Read the listing and extract each line that includes the word "screenshot".

• [EXERCISE INPUT]
════════════════════

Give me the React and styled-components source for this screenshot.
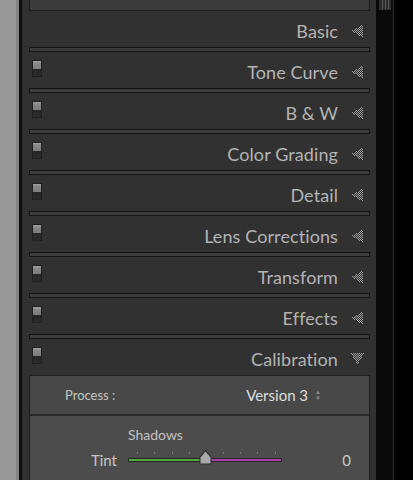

════════════════════

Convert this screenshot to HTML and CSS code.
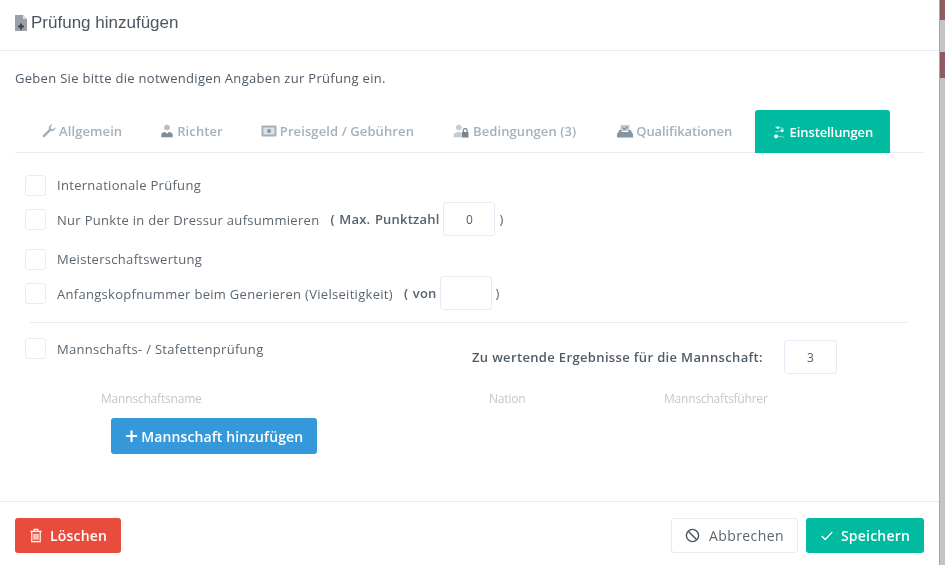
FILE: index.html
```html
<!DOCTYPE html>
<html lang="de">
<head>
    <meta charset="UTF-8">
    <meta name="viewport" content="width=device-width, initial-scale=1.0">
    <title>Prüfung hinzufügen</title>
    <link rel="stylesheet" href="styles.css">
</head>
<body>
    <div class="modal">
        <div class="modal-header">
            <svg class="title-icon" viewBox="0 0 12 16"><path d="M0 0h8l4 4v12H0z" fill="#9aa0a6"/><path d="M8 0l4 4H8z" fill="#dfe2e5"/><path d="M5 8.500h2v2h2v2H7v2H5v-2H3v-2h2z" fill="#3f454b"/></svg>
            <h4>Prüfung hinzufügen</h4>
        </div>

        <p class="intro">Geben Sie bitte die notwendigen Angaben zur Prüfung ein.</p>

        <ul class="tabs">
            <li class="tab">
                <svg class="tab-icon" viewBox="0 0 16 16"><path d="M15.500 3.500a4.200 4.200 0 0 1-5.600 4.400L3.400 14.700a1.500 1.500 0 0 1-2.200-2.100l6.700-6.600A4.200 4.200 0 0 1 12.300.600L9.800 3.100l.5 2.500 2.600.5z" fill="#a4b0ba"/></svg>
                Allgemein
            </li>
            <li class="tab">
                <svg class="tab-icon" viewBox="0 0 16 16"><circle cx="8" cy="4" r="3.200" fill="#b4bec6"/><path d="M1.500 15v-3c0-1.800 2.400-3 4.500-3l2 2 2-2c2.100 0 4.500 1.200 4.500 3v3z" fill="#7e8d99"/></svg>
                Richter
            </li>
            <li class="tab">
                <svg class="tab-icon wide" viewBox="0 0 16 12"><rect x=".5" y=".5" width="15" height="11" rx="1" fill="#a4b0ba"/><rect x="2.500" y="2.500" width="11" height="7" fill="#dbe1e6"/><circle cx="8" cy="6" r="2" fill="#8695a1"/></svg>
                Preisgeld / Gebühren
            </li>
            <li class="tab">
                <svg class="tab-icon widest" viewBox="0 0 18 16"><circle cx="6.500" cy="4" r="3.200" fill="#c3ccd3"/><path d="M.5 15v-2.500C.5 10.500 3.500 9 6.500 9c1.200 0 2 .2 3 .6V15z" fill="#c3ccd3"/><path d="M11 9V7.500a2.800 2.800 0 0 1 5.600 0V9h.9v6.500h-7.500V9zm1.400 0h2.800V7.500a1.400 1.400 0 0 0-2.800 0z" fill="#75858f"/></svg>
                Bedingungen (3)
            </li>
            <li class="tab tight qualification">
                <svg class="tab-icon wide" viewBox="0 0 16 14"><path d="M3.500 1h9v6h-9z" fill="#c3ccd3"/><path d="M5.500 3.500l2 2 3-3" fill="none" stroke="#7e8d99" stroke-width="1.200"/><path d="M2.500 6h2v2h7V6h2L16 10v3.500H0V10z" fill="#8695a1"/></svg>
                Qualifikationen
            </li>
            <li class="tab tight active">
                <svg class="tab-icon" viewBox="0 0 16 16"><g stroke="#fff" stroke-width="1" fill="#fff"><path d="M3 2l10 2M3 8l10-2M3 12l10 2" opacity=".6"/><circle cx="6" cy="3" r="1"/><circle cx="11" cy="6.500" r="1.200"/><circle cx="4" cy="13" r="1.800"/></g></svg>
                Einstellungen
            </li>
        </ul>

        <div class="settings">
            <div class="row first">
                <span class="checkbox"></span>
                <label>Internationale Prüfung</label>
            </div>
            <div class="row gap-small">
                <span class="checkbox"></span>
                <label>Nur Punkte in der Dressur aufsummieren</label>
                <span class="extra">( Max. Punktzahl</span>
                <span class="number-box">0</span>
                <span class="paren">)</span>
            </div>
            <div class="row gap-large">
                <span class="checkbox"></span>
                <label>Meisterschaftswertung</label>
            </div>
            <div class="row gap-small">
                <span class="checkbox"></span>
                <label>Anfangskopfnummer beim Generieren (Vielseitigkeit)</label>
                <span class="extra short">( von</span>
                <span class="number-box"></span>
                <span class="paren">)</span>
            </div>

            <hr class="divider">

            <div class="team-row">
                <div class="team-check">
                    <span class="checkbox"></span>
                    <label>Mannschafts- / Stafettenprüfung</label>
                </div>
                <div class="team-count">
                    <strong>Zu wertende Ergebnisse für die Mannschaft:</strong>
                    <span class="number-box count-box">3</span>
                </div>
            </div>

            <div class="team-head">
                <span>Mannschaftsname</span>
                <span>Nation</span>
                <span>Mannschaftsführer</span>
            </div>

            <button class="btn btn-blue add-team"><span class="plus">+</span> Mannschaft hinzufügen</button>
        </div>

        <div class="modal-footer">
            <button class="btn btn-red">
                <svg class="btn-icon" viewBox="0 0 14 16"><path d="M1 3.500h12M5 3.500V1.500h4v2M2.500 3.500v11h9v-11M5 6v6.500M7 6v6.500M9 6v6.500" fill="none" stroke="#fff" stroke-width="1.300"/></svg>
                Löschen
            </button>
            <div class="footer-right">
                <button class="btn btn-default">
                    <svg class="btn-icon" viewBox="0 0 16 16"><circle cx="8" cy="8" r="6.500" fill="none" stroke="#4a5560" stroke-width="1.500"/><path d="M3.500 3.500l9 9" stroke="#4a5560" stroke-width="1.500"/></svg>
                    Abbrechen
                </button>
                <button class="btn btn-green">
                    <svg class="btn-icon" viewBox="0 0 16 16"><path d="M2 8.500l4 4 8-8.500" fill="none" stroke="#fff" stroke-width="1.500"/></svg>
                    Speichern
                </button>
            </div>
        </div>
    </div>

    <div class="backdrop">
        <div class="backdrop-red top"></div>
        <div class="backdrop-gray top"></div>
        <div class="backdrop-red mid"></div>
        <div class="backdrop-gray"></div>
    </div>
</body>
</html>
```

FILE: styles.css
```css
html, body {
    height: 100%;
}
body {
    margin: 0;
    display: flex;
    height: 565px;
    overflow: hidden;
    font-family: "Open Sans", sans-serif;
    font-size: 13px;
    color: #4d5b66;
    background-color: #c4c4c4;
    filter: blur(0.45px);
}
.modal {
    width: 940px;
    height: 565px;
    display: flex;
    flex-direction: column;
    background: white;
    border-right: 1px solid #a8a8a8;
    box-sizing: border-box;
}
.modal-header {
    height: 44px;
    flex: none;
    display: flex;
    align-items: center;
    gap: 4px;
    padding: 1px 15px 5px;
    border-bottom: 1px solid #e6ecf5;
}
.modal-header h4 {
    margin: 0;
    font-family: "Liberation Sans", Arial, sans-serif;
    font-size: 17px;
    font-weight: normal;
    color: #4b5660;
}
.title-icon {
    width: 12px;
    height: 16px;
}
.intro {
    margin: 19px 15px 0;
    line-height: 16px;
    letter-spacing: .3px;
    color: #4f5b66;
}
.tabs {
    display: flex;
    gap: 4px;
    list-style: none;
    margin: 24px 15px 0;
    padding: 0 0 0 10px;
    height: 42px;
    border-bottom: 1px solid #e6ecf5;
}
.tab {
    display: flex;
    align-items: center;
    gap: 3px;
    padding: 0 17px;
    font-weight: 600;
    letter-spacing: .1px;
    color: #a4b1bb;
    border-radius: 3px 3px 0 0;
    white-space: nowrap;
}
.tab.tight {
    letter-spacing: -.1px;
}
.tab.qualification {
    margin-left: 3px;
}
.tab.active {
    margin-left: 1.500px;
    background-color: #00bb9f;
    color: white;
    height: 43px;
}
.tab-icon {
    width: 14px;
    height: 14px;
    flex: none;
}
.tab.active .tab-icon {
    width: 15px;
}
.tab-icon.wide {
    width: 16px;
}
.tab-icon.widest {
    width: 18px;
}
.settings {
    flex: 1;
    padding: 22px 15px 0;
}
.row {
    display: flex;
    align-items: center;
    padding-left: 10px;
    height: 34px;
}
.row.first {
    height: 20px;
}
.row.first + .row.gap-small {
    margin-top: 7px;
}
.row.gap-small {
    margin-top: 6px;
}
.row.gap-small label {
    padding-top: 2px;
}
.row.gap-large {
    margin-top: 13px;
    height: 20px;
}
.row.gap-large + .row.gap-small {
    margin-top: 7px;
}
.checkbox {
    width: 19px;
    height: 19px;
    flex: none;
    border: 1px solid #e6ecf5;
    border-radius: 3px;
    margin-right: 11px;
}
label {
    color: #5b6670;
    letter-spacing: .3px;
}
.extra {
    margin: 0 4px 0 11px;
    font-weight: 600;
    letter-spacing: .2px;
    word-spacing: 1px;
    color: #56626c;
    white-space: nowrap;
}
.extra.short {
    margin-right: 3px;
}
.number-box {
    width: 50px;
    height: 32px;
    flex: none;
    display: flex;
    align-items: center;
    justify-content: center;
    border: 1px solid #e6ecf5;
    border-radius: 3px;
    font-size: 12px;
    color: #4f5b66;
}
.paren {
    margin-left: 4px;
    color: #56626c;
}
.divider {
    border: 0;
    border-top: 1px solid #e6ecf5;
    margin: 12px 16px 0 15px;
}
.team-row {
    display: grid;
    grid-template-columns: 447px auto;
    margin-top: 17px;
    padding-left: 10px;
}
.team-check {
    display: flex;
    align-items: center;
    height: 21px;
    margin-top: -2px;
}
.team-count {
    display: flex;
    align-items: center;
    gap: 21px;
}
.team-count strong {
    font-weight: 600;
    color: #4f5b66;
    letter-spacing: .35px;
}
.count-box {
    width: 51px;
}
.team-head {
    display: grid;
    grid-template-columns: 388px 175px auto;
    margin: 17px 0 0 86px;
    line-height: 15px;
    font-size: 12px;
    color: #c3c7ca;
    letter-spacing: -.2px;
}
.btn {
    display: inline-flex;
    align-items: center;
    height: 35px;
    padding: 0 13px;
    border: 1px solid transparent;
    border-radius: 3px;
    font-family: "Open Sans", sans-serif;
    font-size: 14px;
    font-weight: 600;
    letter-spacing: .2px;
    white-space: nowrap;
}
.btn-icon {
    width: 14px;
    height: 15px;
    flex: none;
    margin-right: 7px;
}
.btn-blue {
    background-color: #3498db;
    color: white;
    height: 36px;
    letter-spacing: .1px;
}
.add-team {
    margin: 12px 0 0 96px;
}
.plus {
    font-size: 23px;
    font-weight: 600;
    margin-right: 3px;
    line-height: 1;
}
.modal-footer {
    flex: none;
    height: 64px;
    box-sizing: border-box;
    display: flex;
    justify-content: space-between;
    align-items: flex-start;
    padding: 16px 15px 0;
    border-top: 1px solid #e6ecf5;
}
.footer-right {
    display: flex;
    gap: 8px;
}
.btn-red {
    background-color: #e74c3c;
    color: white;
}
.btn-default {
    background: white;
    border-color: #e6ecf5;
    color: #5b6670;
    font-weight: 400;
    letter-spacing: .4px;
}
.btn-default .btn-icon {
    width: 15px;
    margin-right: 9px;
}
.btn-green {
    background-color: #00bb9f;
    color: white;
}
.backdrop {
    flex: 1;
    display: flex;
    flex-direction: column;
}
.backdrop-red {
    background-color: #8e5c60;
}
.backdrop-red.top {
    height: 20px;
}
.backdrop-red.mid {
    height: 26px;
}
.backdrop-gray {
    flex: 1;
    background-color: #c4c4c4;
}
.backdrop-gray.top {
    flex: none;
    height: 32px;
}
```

════════════════════

• [RESPONSE FOR THIS EXERCISE]
Give me the React and styled-components source for this screenshot.
Convert this screenshot to HTML and CSS code.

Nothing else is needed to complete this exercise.